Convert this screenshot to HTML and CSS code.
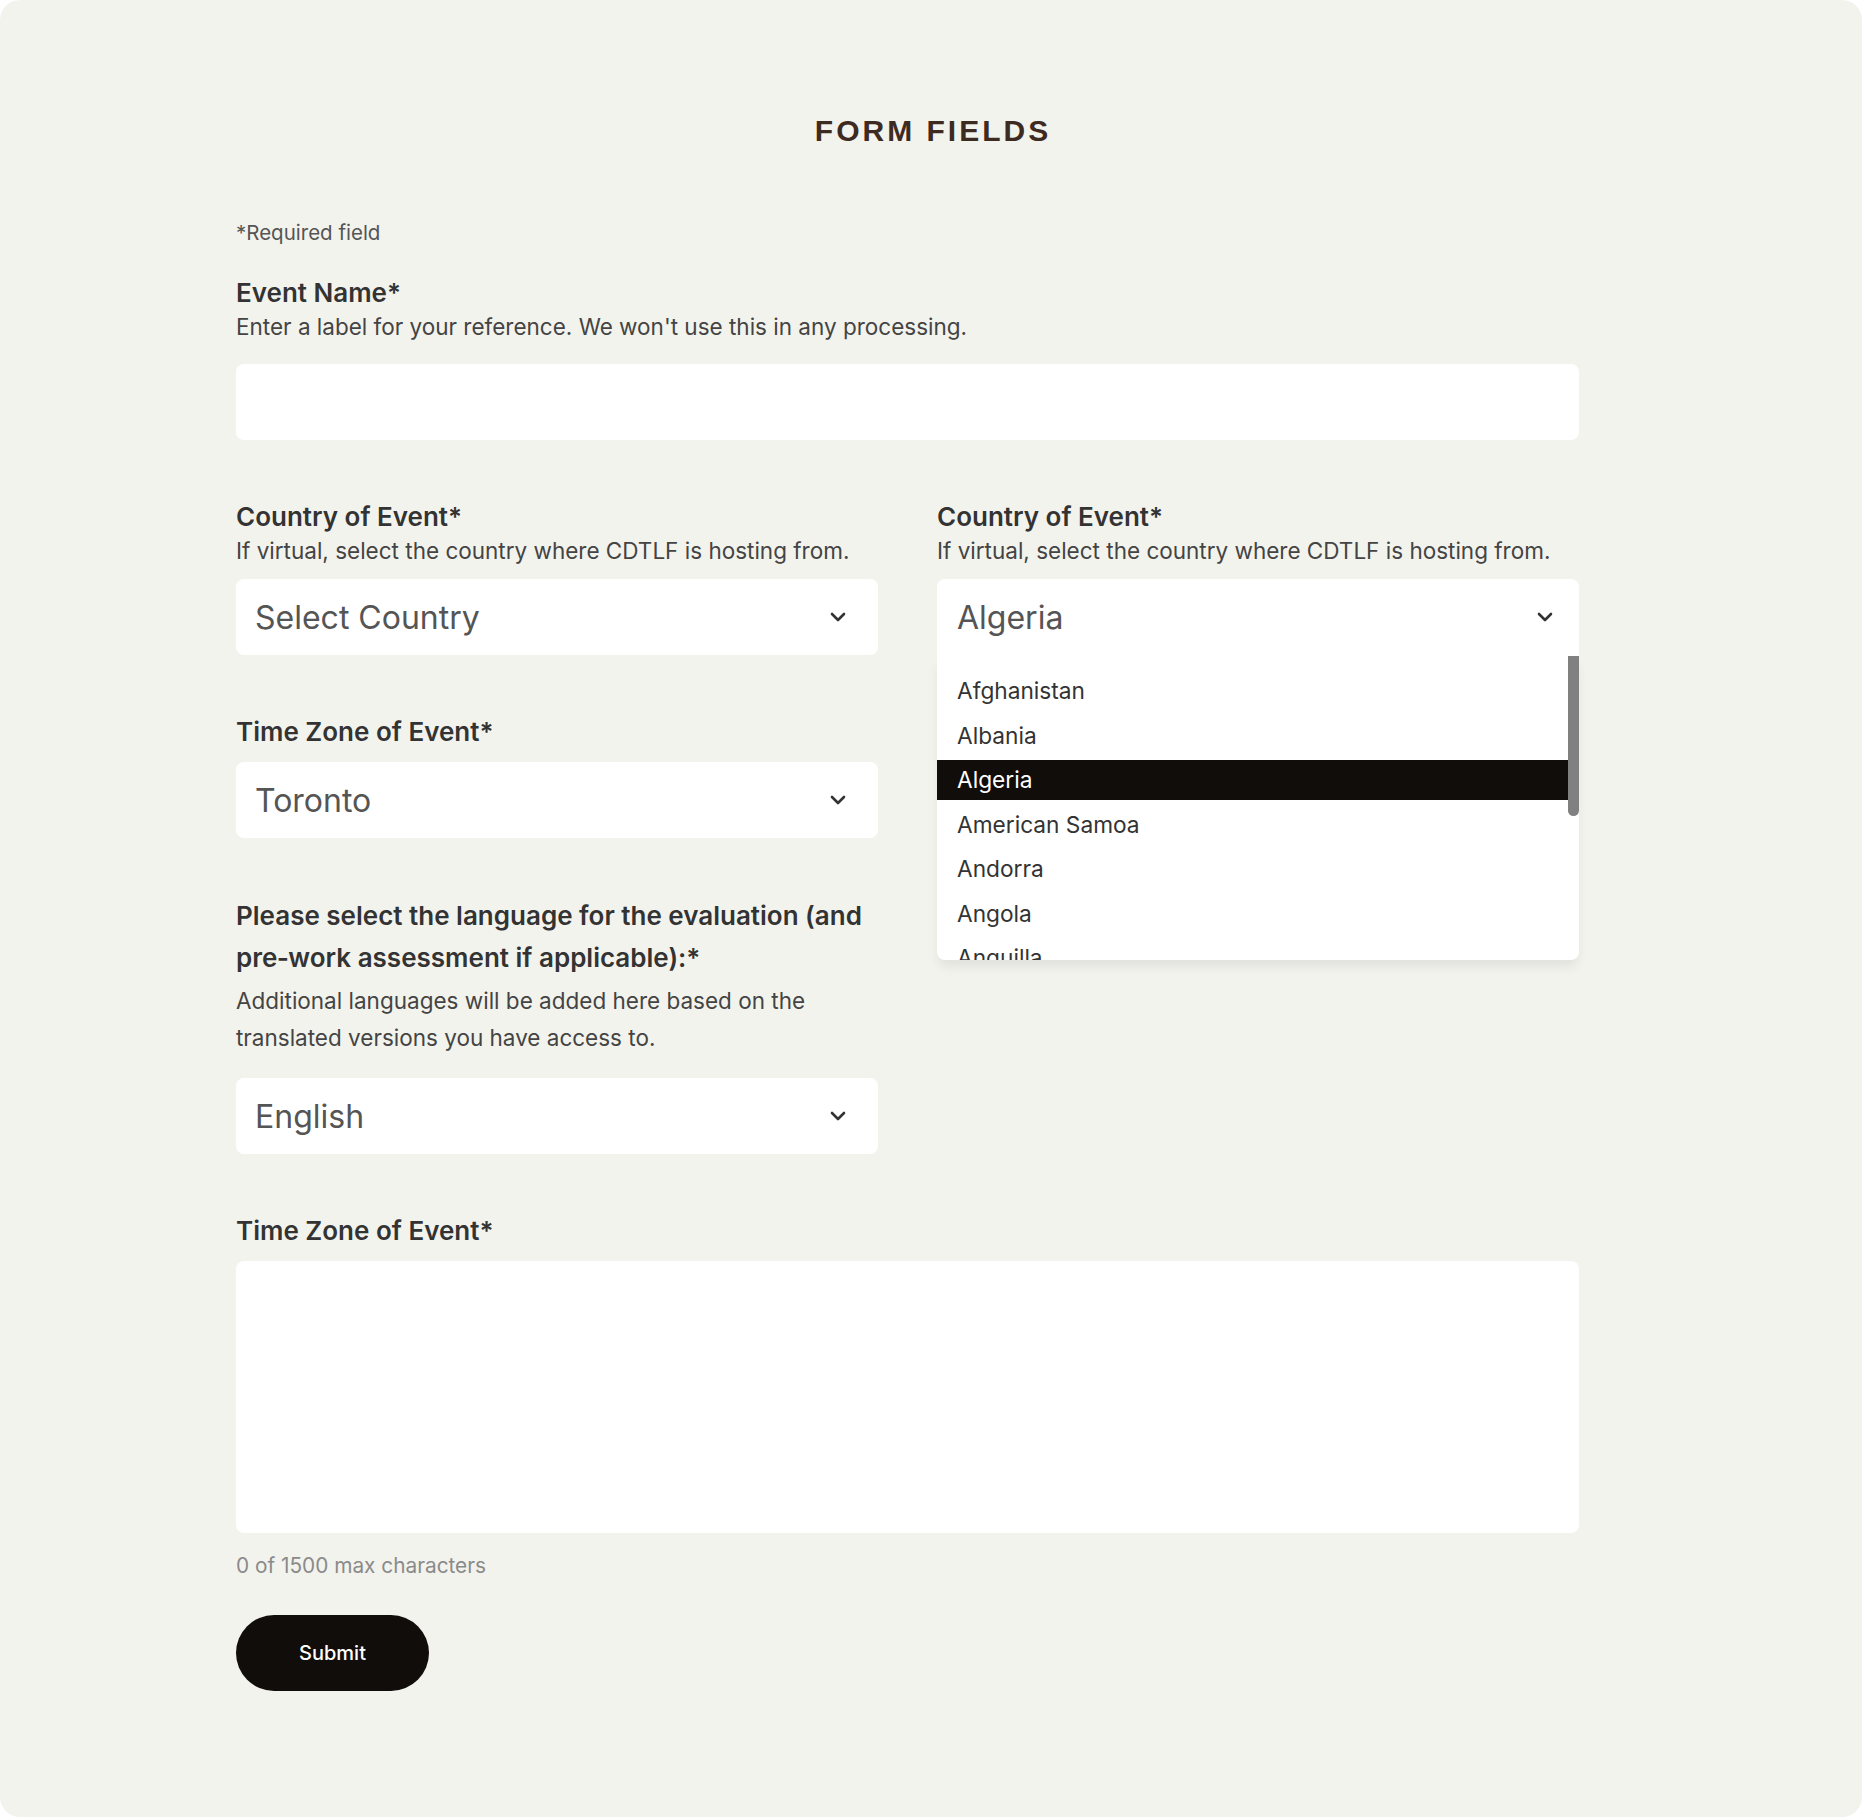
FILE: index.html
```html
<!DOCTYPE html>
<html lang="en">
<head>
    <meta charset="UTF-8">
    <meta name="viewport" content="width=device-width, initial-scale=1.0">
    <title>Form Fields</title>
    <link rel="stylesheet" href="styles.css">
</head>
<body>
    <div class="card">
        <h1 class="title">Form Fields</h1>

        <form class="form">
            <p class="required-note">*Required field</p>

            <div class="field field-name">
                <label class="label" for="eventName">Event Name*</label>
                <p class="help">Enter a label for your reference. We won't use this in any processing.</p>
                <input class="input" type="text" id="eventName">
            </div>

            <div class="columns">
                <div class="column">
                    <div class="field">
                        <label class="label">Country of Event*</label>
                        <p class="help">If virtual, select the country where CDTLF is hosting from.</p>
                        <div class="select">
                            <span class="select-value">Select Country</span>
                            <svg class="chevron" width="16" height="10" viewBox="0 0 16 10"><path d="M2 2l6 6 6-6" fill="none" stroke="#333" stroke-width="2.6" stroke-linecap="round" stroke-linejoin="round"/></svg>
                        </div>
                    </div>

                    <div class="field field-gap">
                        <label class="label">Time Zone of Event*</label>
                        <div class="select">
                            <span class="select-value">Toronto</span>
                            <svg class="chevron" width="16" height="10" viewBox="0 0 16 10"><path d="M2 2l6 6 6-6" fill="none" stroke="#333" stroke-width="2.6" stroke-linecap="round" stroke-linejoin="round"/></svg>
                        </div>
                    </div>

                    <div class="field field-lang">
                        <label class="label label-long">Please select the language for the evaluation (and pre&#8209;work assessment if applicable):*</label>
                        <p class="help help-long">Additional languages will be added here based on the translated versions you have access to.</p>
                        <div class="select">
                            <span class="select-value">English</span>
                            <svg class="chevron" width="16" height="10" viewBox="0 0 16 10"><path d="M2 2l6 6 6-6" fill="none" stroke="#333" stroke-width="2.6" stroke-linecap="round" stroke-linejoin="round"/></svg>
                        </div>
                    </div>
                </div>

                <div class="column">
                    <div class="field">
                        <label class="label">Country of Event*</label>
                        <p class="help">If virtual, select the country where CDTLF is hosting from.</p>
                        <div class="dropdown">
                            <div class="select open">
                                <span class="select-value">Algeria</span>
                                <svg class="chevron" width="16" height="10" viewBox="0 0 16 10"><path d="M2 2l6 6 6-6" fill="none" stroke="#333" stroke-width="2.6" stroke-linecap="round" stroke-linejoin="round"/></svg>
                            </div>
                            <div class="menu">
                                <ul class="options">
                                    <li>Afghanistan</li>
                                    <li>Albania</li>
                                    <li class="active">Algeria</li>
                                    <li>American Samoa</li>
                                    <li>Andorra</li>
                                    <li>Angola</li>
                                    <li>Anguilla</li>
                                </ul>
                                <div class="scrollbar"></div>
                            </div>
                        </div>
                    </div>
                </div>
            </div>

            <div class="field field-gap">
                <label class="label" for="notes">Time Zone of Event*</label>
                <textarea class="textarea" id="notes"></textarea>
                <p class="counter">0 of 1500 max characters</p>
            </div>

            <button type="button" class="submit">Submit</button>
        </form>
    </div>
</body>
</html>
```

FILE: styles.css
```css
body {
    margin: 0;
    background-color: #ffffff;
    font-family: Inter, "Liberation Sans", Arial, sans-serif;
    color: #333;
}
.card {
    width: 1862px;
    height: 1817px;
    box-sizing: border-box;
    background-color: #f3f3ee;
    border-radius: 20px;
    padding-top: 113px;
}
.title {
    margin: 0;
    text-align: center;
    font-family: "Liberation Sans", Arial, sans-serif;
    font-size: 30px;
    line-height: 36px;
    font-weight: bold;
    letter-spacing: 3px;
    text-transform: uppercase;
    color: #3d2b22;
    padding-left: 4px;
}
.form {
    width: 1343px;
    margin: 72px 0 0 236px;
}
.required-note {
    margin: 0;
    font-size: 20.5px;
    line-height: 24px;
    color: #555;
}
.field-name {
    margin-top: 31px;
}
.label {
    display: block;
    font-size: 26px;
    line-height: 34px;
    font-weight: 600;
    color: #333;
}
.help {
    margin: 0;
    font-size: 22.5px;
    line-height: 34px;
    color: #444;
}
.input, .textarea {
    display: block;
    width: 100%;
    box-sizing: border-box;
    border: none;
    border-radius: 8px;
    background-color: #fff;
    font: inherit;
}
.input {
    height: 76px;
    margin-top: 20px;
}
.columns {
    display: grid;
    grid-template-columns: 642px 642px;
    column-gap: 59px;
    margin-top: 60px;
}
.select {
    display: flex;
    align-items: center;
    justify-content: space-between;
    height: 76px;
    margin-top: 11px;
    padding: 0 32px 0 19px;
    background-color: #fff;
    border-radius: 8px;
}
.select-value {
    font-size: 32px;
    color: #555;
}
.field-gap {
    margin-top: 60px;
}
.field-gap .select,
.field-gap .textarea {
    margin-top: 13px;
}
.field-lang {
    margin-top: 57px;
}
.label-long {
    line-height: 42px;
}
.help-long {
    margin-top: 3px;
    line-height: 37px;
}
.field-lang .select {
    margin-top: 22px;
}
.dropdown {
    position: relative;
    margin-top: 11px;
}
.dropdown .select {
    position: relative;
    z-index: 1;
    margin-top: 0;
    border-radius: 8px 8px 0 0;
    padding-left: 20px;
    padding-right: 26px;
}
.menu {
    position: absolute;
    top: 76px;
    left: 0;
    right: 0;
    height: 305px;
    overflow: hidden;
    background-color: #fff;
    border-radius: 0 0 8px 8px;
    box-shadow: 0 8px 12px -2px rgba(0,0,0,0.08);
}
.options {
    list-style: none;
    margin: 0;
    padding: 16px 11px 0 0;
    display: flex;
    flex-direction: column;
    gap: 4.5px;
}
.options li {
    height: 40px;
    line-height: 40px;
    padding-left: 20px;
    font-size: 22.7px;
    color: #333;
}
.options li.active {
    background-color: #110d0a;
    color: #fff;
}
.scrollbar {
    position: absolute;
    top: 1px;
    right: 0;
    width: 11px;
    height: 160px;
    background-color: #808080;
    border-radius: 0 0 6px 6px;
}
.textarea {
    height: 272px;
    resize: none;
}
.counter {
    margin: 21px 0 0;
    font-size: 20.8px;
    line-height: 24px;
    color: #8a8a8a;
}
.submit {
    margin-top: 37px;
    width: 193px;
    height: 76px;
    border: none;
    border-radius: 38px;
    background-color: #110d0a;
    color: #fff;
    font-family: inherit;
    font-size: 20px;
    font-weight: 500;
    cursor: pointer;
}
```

--

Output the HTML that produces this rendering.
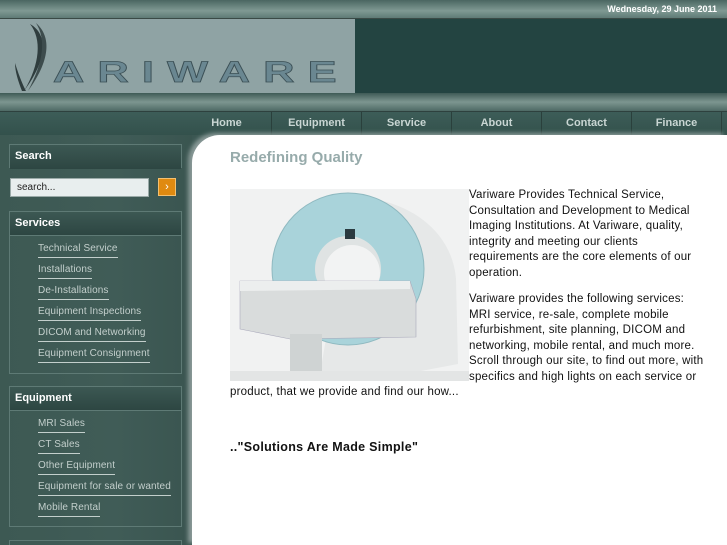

WORK REQUIRED ▸ Copy all lines from the listing that contain "this".

EXERCISE SOLUTION ▸
Convert this screenshot to HTML and CSS code.
                <p class="help">Enter a label for your reference. We won't use this in any processing.</p>
Output the HTML that produces this rendering.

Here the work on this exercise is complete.